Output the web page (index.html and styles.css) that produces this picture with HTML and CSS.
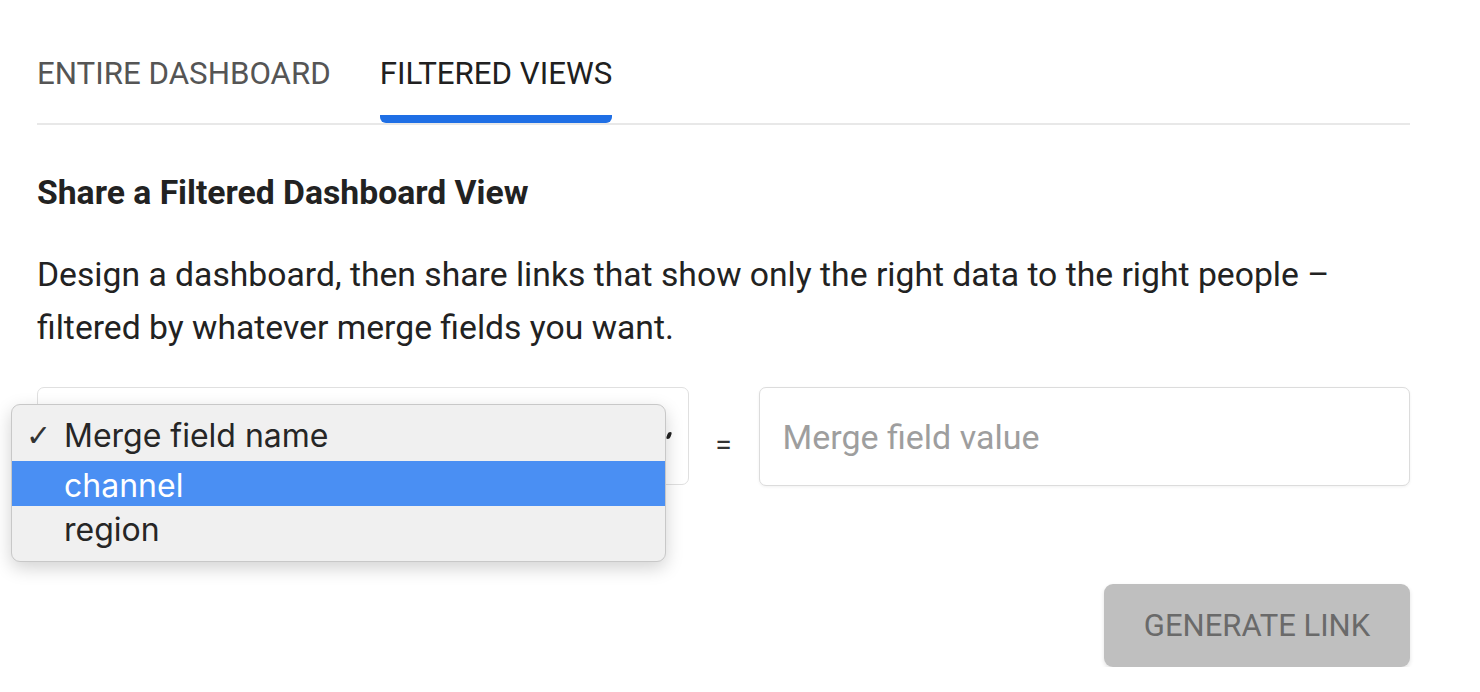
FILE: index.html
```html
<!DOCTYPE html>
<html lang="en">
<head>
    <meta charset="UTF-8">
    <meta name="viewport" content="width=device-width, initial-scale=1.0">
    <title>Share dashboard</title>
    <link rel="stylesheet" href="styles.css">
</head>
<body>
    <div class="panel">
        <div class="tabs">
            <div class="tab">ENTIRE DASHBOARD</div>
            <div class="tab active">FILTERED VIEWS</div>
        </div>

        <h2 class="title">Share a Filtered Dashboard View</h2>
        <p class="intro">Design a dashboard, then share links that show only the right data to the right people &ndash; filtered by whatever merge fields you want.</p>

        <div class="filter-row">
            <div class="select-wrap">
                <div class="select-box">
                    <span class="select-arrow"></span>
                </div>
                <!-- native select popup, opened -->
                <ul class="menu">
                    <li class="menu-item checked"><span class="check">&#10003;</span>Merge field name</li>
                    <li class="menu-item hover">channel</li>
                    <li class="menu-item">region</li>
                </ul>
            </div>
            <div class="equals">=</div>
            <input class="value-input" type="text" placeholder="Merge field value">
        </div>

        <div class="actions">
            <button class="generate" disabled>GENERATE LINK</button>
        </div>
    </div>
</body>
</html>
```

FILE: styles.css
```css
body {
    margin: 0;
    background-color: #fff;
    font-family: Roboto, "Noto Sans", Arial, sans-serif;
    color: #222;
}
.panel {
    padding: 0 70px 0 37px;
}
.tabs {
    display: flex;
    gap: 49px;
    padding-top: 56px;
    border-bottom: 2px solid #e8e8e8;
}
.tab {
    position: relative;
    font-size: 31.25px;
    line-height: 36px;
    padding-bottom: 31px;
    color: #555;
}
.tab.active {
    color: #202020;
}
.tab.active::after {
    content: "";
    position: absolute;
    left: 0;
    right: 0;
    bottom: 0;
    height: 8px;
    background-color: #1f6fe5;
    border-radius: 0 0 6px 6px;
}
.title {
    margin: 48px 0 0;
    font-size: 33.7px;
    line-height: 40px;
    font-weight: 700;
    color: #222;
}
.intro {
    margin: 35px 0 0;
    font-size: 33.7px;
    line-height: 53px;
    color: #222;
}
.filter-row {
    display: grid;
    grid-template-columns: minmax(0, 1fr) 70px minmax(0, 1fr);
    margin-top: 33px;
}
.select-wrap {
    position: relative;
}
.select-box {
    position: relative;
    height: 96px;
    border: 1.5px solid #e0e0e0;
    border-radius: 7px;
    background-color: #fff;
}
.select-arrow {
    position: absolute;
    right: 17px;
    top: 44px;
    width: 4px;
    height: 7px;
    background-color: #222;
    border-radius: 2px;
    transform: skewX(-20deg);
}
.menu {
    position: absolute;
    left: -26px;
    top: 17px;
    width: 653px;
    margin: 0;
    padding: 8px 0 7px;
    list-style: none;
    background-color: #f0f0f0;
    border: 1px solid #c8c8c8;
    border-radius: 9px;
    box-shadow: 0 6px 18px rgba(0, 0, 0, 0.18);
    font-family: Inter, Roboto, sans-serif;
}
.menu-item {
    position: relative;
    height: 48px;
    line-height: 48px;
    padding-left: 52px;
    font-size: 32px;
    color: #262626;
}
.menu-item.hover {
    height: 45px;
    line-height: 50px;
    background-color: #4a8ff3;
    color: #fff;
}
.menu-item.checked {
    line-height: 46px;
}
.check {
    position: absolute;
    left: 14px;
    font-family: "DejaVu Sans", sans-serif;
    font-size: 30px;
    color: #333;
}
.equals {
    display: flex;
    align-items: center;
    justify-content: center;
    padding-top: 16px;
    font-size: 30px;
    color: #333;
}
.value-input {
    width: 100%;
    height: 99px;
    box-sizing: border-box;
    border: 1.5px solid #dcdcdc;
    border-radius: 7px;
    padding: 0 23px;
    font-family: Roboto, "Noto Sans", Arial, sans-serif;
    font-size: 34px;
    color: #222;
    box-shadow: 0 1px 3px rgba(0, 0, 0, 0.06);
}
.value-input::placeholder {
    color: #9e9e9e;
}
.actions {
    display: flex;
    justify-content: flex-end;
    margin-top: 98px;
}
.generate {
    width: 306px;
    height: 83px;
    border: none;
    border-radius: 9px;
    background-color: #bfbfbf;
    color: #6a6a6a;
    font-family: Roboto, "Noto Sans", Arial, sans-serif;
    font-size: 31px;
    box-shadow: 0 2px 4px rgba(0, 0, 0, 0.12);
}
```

★ ★ ★

● Written exercise: Copy every line of the data word for word, omitting the images.

● Written answer:
Output the web page (index.html and styles.css) that produces this picture with HTML and CSS.
FILE: index.html
```html
<!DOCTYPE html>
<html lang="en">
<head>
    <meta charset="UTF-8">
    <meta name="viewport" content="width=device-width, initial-scale=1.0">
    <title>Share dashboard</title>
    <link rel="stylesheet" href="styles.css">
</head>
<body>
    <div class="panel">
        <div class="tabs">
            <div class="tab">ENTIRE DASHBOARD</div>
            <div class="tab active">FILTERED VIEWS</div>
        </div>

        <h2 class="title">Share a Filtered Dashboard View</h2>
        <p class="intro">Design a dashboard, then share links that show only the right data to the right people &ndash; filtered by whatever merge fields you want.</p>

        <div class="filter-row">
            <div class="select-wrap">
                <div class="select-box">
                    <span class="select-arrow"></span>
                </div>
                <!-- native select popup, opened -->
                <ul class="menu">
                    <li class="menu-item checked"><span class="check">&#10003;</span>Merge field name</li>
                    <li class="menu-item hover">channel</li>
                    <li class="menu-item">region</li>
                </ul>
            </div>
            <div class="equals">=</div>
            <input class="value-input" type="text" placeholder="Merge field value">
        </div>

        <div class="actions">
            <button class="generate" disabled>GENERATE LINK</button>
        </div>
    </div>
</body>
</html>
```

FILE: styles.css
```css
body {
    margin: 0;
    background-color: #fff;
    font-family: Roboto, "Noto Sans", Arial, sans-serif;
    color: #222;
}
.panel {
    padding: 0 70px 0 37px;
}
.tabs {
    display: flex;
    gap: 49px;
    padding-top: 56px;
    border-bottom: 2px solid #e8e8e8;
}
.tab {
    position: relative;
    font-size: 31.25px;
    line-height: 36px;
    padding-bottom: 31px;
    color: #555;
}
.tab.active {
    color: #202020;
}
.tab.active::after {
    content: "";
    position: absolute;
    left: 0;
    right: 0;
    bottom: 0;
    height: 8px;
    background-color: #1f6fe5;
    border-radius: 0 0 6px 6px;
}
.title {
    margin: 48px 0 0;
    font-size: 33.7px;
    line-height: 40px;
    font-weight: 700;
    color: #222;
}
.intro {
    margin: 35px 0 0;
    font-size: 33.7px;
    line-height: 53px;
    color: #222;
}
.filter-row {
    display: grid;
    grid-template-columns: minmax(0, 1fr) 70px minmax(0, 1fr);
    margin-top: 33px;
}
.select-wrap {
    position: relative;
}
.select-box {
    position: relative;
    height: 96px;
    border: 1.5px solid #e0e0e0;
    border-radius: 7px;
    background-color: #fff;
}
.select-arrow {
    position: absolute;
    right: 17px;
    top: 44px;
    width: 4px;
    height: 7px;
    background-color: #222;
    border-radius: 2px;
    transform: skewX(-20deg);
}
.menu {
    position: absolute;
    left: -26px;
    top: 17px;
    width: 653px;
    margin: 0;
    padding: 8px 0 7px;
    list-style: none;
    background-color: #f0f0f0;
    border: 1px solid #c8c8c8;
    border-radius: 9px;
    box-shadow: 0 6px 18px rgba(0, 0, 0, 0.18);
    font-family: Inter, Roboto, sans-serif;
}
.menu-item {
    position: relative;
    height: 48px;
    line-height: 48px;
    padding-left: 52px;
    font-size: 32px;
    color: #262626;
}
.menu-item.hover {
    height: 45px;
    line-height: 50px;
    background-color: #4a8ff3;
    color: #fff;
}
.menu-item.checked {
    line-height: 46px;
}
.check {
    position: absolute;
    left: 14px;
    font-family: "DejaVu Sans", sans-serif;
    font-size: 30px;
    color: #333;
}
.equals {
    display: flex;
    align-items: center;
    justify-content: center;
    padding-top: 16px;
    font-size: 30px;
    color: #333;
}
.value-input {
    width: 100%;
    height: 99px;
    box-sizing: border-box;
    border: 1.5px solid #dcdcdc;
    border-radius: 7px;
    padding: 0 23px;
    font-family: Roboto, "Noto Sans", Arial, sans-serif;
    font-size: 34px;
    color: #222;
    box-shadow: 0 1px 3px rgba(0, 0, 0, 0.06);
}
.value-input::placeholder {
    color: #9e9e9e;
}
.actions {
    display: flex;
    justify-content: flex-end;
    margin-top: 98px;
}
.generate {
    width: 306px;
    height: 83px;
    border: none;
    border-radius: 9px;
    background-color: #bfbfbf;
    color: #6a6a6a;
    font-family: Roboto, "Noto Sans", Arial, sans-serif;
    font-size: 31px;
    box-shadow: 0 2px 4px rgba(0, 0, 0, 0.12);
}
```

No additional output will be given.